» **DATA EXTRACT**:

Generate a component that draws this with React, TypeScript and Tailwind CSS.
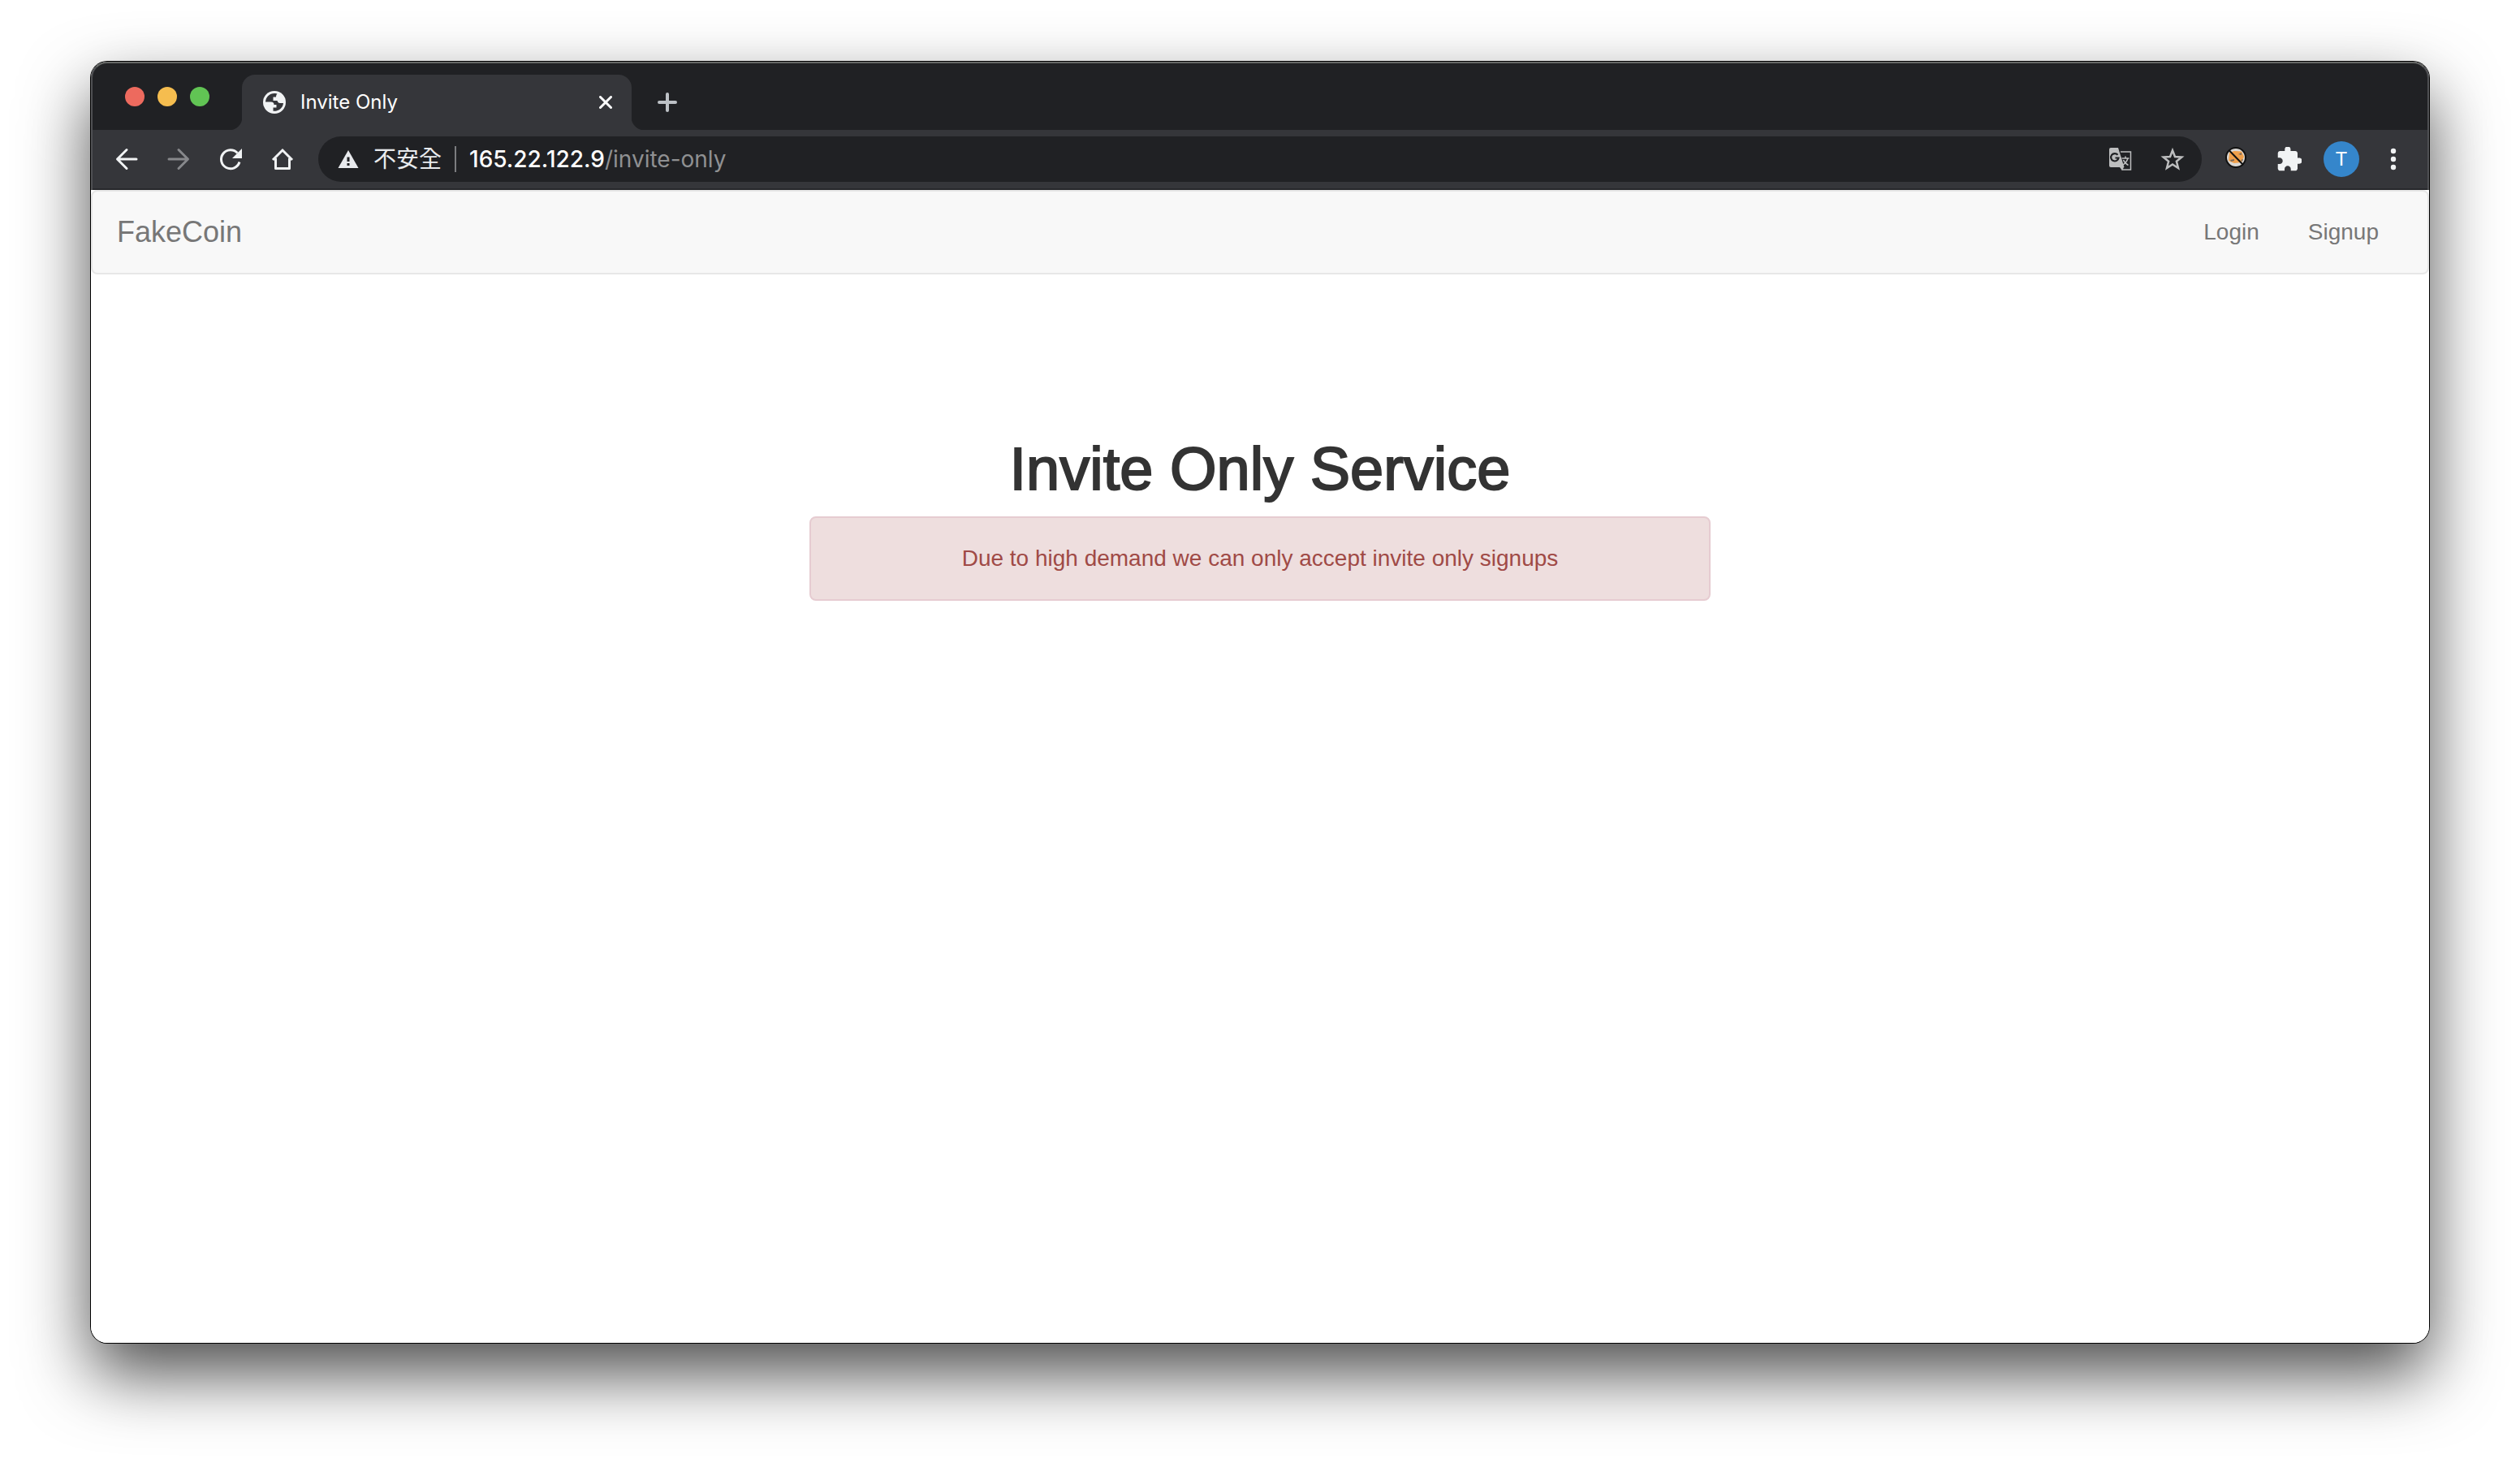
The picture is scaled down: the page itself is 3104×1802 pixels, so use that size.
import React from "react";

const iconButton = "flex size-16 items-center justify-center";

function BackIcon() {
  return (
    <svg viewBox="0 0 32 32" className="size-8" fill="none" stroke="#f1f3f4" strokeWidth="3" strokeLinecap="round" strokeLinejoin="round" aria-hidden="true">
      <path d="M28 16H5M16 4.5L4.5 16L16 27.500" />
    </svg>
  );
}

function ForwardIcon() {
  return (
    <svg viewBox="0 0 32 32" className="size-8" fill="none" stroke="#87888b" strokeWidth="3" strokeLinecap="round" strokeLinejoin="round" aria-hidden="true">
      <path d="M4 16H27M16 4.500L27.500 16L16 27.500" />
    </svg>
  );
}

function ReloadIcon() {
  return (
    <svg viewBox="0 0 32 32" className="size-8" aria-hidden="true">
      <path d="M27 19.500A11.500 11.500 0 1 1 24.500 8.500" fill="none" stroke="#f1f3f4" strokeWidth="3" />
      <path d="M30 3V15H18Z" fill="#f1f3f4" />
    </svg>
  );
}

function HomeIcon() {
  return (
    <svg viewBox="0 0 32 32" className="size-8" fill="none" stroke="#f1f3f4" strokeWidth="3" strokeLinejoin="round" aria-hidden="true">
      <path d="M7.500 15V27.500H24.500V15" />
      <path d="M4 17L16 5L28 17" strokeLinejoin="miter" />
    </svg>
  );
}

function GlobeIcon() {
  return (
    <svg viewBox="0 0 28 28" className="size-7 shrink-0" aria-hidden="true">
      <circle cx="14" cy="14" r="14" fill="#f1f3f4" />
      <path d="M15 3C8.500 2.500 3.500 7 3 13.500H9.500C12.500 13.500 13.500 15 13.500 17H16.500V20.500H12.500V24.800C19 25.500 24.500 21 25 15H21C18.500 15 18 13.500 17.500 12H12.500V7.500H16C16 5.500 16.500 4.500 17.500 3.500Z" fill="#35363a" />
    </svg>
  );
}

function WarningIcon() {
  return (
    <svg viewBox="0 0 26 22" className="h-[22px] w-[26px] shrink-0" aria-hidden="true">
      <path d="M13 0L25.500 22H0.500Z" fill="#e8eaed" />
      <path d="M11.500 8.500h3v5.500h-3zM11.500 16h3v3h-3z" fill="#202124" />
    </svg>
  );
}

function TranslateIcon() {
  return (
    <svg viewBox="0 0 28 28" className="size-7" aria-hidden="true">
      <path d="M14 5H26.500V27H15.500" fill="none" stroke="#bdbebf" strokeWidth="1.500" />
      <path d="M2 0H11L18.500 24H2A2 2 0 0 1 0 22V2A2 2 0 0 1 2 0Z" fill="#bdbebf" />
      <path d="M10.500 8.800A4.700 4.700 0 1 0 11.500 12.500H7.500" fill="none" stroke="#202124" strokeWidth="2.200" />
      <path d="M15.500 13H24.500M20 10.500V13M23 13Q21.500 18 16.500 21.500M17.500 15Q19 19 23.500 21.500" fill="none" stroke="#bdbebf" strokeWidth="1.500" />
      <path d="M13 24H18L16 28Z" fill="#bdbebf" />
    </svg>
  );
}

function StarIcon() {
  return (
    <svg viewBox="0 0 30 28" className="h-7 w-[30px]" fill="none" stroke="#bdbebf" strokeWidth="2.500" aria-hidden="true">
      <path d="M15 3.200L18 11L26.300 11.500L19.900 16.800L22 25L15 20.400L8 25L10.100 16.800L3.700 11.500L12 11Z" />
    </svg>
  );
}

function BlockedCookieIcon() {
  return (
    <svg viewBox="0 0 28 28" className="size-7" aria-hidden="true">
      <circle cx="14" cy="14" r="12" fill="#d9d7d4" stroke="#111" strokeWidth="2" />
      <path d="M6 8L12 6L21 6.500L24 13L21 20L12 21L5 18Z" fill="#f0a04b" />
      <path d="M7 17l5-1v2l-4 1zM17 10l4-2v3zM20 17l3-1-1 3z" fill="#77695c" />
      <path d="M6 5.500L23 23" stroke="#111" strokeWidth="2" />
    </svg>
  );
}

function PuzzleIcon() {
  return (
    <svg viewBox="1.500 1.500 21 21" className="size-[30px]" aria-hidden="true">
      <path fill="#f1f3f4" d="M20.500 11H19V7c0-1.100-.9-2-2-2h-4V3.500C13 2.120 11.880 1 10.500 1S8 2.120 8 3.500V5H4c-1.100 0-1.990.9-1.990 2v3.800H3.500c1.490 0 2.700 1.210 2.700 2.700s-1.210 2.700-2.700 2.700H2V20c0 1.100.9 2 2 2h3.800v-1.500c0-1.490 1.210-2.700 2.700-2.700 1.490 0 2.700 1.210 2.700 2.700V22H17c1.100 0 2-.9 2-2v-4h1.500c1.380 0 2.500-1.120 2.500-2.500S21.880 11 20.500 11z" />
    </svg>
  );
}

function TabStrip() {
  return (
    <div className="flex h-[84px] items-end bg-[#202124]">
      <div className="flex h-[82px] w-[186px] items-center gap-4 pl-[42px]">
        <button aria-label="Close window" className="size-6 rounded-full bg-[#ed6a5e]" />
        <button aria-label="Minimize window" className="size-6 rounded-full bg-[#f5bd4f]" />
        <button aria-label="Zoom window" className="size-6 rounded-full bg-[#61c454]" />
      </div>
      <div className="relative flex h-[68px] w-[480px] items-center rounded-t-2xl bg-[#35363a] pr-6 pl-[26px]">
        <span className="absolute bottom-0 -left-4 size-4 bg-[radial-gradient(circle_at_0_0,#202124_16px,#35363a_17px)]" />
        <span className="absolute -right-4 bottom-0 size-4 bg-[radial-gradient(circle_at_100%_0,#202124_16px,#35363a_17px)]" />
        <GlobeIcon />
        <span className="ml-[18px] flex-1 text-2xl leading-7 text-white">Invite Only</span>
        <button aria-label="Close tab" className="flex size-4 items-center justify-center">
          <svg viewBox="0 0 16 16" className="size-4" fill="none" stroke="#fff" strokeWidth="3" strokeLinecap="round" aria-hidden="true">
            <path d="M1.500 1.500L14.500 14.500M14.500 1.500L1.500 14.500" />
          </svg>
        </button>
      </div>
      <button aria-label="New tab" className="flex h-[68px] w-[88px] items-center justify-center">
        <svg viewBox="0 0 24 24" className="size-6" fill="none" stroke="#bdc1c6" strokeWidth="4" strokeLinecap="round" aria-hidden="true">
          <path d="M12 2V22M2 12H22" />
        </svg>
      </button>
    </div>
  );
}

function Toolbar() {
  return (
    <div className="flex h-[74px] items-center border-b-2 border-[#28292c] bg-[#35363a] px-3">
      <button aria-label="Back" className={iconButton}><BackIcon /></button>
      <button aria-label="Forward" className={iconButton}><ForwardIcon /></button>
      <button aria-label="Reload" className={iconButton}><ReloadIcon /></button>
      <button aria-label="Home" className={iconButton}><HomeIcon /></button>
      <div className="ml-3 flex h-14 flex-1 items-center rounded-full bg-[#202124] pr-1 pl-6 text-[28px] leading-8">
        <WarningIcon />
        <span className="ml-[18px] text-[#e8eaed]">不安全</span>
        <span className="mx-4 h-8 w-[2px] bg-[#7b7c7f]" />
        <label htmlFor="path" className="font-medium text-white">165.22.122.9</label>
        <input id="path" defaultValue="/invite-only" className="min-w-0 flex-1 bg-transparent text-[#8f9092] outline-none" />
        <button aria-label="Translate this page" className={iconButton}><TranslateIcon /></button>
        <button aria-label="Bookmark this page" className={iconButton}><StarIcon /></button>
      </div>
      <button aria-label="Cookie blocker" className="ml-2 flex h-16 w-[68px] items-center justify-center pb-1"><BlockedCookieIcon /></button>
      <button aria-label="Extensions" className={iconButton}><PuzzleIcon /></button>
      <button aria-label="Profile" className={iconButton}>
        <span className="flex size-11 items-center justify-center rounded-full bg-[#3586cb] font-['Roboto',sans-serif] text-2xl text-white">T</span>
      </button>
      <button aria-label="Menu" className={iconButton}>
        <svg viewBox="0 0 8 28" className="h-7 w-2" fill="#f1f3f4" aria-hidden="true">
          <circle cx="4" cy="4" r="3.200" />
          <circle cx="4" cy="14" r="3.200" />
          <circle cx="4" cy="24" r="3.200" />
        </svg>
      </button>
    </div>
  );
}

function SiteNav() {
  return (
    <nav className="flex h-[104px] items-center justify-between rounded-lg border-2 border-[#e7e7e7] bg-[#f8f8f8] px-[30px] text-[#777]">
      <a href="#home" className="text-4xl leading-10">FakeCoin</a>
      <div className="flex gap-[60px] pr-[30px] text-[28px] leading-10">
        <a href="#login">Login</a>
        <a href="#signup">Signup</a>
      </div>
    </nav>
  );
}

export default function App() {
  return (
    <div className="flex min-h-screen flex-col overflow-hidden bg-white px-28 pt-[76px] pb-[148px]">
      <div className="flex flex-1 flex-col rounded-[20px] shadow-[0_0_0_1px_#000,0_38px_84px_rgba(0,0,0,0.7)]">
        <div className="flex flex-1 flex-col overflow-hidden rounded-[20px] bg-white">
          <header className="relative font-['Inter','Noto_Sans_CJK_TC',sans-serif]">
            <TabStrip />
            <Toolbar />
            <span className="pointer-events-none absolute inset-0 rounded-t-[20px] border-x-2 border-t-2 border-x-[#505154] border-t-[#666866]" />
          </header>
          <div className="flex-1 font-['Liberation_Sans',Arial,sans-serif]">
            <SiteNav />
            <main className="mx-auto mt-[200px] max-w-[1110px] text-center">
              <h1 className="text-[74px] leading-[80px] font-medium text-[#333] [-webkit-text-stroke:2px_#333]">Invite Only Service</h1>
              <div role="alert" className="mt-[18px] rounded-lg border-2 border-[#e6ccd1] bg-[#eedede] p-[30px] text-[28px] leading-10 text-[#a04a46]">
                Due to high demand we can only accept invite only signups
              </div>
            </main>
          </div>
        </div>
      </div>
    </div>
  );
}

» **EXERCISE DIRECTIONS**:
Output a single number: how many lines contain the word "page".

» **SOLVED EXERCISE**:
3